10 Activists Arrested After Protesting Outside Sen. Kyrsten Sinema’s Office to End Filibuster

Lorraine Longhi/The Copper Courier

By Lorraine Longhi

June 23, 2021

Sinema has said she does not support abolishing the filibuster, a tool that has historically been used by the minority party in Congress to block laws related to civil rights, gun control, and immigration reform.

On Tuesday, several activists were arrested outside Sen. Kyrsten Sinema’s office in Phoenix while protesting the senator’s support for a rule that has been used to block legislation from moving forward in the US Senate.

Hours later, Senate Republicans put the rule in action to block a sweeping voting rights bill.

Tuesday’s arrests mark the latest flashpoint in some Arizonans’ frustration with Sinema’s support of the filibuster, a legislative rule that allows a US senator to delay or block a bill from coming to a vote. 

It takes 60 votes—or bipartisan support in the evenly split U.S. Senate—to override a filibuster. Democrats have accused Republicans of using the rule to block legislation from moving through Congress and are calling for the rule to be abolished or changed to make it more challenging to use.

Ten people were arrested Tuesday outside Sinema’s office, according to a spokesperson with the Phoenix Police Department. They included Kai Newkirk, a progressive organizer with nonprofit For All, Patrick Morales, legislative director for the Arizona Students Association, and Emily Kirkland, executive director of Progress Arizona.

Also among those arrested were Steve Valencia with Jobs for Justice, trans activist Emma Griffiths, Gina Griffiths, Margarita Cuaron, Richard Boren, Kyle Nitschke, and Sarah Kubisty, according to a press release from The Democracy Initiative.

“There are so many ways in which our people are hurting that we can change if we can end the filibuster,” Newkirk said at Tuesday’s rally. “If they don’t understand it already, we’re gonna talk about it so they can get it into their head and into their heart about why we need to do this and do it now.”

The individuals were arrested during a sit-in outside Sinema’s office, after being warned by Phoenix police to leave the property. The Phoenix police spokesperson said all of the arrested individuals received citations for trespassing and were not detained. 

Ahead of the protest, some of the activists who were arrested said they were protesting the filibuster because it was holding up legislation that would change the lives of Arizonans, including immigration reform, universal healthcare and laws prohibiting discrimination on the basis of sex, sexual orientation and gender identity.

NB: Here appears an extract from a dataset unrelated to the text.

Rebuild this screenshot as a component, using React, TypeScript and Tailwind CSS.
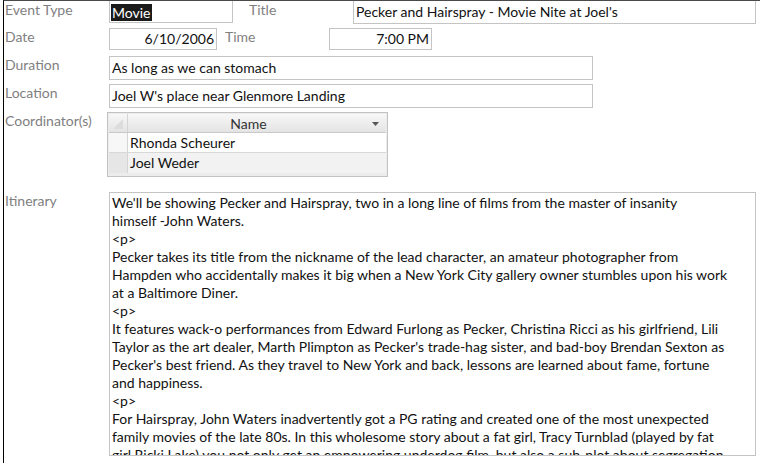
const itinerary = [
  "We'll be showing Pecker and Hairspray, two in a long line of films from the master of insanity",
  "himself -John Waters.",
  "<p>",
  "Pecker takes its title from the nickname of the lead character, an amateur photographer from",
  "Hampden who accidentally makes it big when a New York City gallery owner stumbles upon his work",
  "at a Baltimore Diner.",
  "<p>",
  "It features wack-o performances from Edward Furlong as Pecker, Christina Ricci as his girlfriend, Lili",
  "Taylor as the art dealer, Marth Plimpton as Pecker's trade-hag sister, and bad-boy Brendan Sexton as",
  "Pecker's best friend. As they travel to New York and back, lessons are learned about fame, fortune",
  "and happiness.",
  "<p>",
  "For Hairspray, John Waters inadvertently got a PG rating and created one of the most unexpected",
  "family movies of the late 80s. In this wholesome story about a fat girl, Tracy Turnblad (played by fat",
  "girl Ricki Lake) you not only get an empowering underdog film, but also a sub-plot about segregation",
];

function Label({ children, w = "w-[105px]" }: { children: React.ReactNode; w?: string }) {
  return <div className={`${w} shrink-0 pl-[1px] leading-[18px] text-[#7f7f7f]`}>{children}</div>;
}

export default function App() {
  return (
    <div
      className="h-[463px] w-[760px] overflow-hidden bg-white pl-[3px] text-[14px] text-[#111]"
      style={{ fontFamily: "Lato, 'Open Sans', sans-serif" }}
    >
      <div className="flex h-full flex-col border-l border-t border-l-black border-t-[#4a4a4a]">
        {/* event type / title */}
        <div className="flex h-[23px] items-start">
          <Label>Event Type</Label>
          <div className="h-[22px] w-[124px] border border-t-0 border-[#c4c4c4] px-[1px] pt-[1px]">
            <span className="bg-[#1b1b1b] px-[1px] leading-[18px] text-white">Movie</span>
          </div>
          <div className="w-[15px]" />
          <Label>Title</Label>
          <div className="h-[23px] w-[403px] border border-t-0 border-[#c4c4c4] px-[2px] pt-[1px] leading-[20px]">
            Pecker and Hairspray - Movie Nite at Joel's
          </div>
        </div>

        {/* date / time */}
        <div className="mt-[4px] flex h-[22px] items-start">
          <Label>Date</Label>
          <div className="h-[22px] w-[108px] border border-[#c4c4c4] px-[2px] text-right leading-[20px]">6/10/2006</div>
          <div className="w-[7px]" />
          <Label>Time</Label>
          <div className="h-[22px] w-[103px] border border-[#c4c4c4] px-[2px] text-right leading-[20px]">7:00 PM</div>
        </div>

        <div className="mt-[6px] flex h-[24px] items-start">
          <Label>Duration</Label>
          <div className="h-[24px] w-[484px] border border-[#c4c4c4] px-[2px] leading-[22px]">As long as we can stomach</div>
        </div>

        <div className="mt-[4px] flex h-[24px] items-start">
          <Label>Location</Label>
          <div className="h-[24px] w-[484px] border border-[#c4c4c4] px-[2px] leading-[22px]">
            Joel W's place near Glenmore Landing
          </div>
        </div>

        {/* coordinators datasheet */}
        <div className="mt-[4px] flex items-start">
          <Label w="w-[103px]">Coordinator(s)</Label>
          <div className="w-[281px] border border-[#c2c2c2] bg-[#ececec] p-[1px]">
            <div className="flex h-[19px] border-b border-[#c9c9c9] bg-gradient-to-b from-[#f7f7f7] to-[#e4e4e4] text-[#333]">
              <div className="relative w-[19px] border-r border-[#d4d4d4]">
                <svg width="12" height="12" className="absolute left-[3px] top-[4px]" viewBox="0 0 12 12">
                  <path d="M11 1 L11 11 L1 11 Z" fill="#dcdcdc" />
                </svg>
              </div>
              <div className="relative flex-1 pr-[17px] text-center leading-[19px]">
                Name
                <svg width="7" height="4" className="absolute right-[7px] top-[8px]" viewBox="0 0 7 4">
                  <path d="M0 0 H7 L3.5 4 Z" fill="#555" />
                </svg>
              </div>
            </div>
            <div className="flex h-[20px] border-b border-[#d8d8d8] bg-white">
              <div className="w-[19px] border-r border-[#d4d4d4] bg-[#f7f7f7]" />
              <div className="flex-1 pl-[2px] leading-[19px]">Rhonda Scheurer</div>
            </div>
            <div className="flex h-[20px] bg-[#f2f2f2]">
              <div className="w-[19px] border-r border-[#d4d4d4] bg-[#e6e6e6]" />
              <div className="flex-1 pl-[2px] leading-[19px]">Joel Weder</div>
            </div>
            <div className="h-[2px]" />
          </div>
        </div>

        {/* itinerary */}
        <div className="mt-[15px] flex items-start">
          <Label>Itinerary</Label>
          <div className="h-[264px] w-[647px] overflow-hidden border border-[#c4c4c4] px-[2px] pt-[1px]">
            {itinerary.map((line, i) => (
              <div key={i} className="whitespace-nowrap leading-[18px]">
                {line}
              </div>
            ))}
          </div>
        </div>
      </div>
    </div>
  );
}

Morales said immigration reform was an issue personal to his family and others across the state.

“If immigration reform was able to move forward and we got rid of the filibuster, it would change thousands of people’s lives, and it would impact my own family and many families I know here in Arizona,” Morales said. “I’ve been disappointed, I’ve been dismayed that many of us voted for Sen. Sinema, and she’s been letting us down.”

Filibuster Blocks Voting Rights Act Hours After Protest

The rally was held just hours before the Senate was set to vote on the For the People Act, a sweeping voting rights bill introduced by Democrats that would have allowed for automatic voter registration, set unified early and mail-in voting standards, and reform campaign finance laws.

The bill ultimately failed to garner enough votes to overcome the 60-vote filibuster Tuesday, falling 10 votes short.

Last year, former President Barack Obama called the filibuster a “Jim Crow relic” that was standing in the way of voting reforms and civil rights.

But in an op-ed for the Washington Post published the day before advocates rallied outside her office, Sinema argued that eliminating the filibuster would further divide an already divided country.

Removing the filibuster could see legislation championed by Democrats easily rescinded once they were no longer the majority party, she wrote.

“I understand bipartisanship seems outdated to many pundits. But the difficult work of collaboration is what we expect in Arizona. And I still believe it is the best way to identify realistic solutions — instead of escalating all-or-nothing political battles that result in no action, or in whipsawing federal policy reversals,” Sinema wrote.

Still, Sinema conceded that the Senate should debate the legislative filibuster so that the concerns of both senators and constituents could be heard.

‘If We Don’t, Who Will?’

Daniel Hernandez, the business communications director for the Arizona Dream Act Coalition, said Tuesday that the filibuster has a history of standing in the way of legislation that is important to him.

The DREAM Act, which would have provided a path to citizenship for undocumented immigrants who were brought to the country as children, failed to clear the needed votes to bypass the filibuster in 2010. Five Democratic Senators voted against the legislation.

“If there’s one thing we know for sure, if it wasn’t for the filibuster, the DREAM Act would have been law,” Newkirk said during the protest. “We’re not gonna wait 10 more years.”

Hernandez said Sinema had failed to do “anything that actually matters” in answering the concerns of her constituents.

“I’m really tired of having to wait for change to happen,” he said. “We are willing to put our bodies on the line in order to have that change, in order to have those conversations. If we don’t, who will?”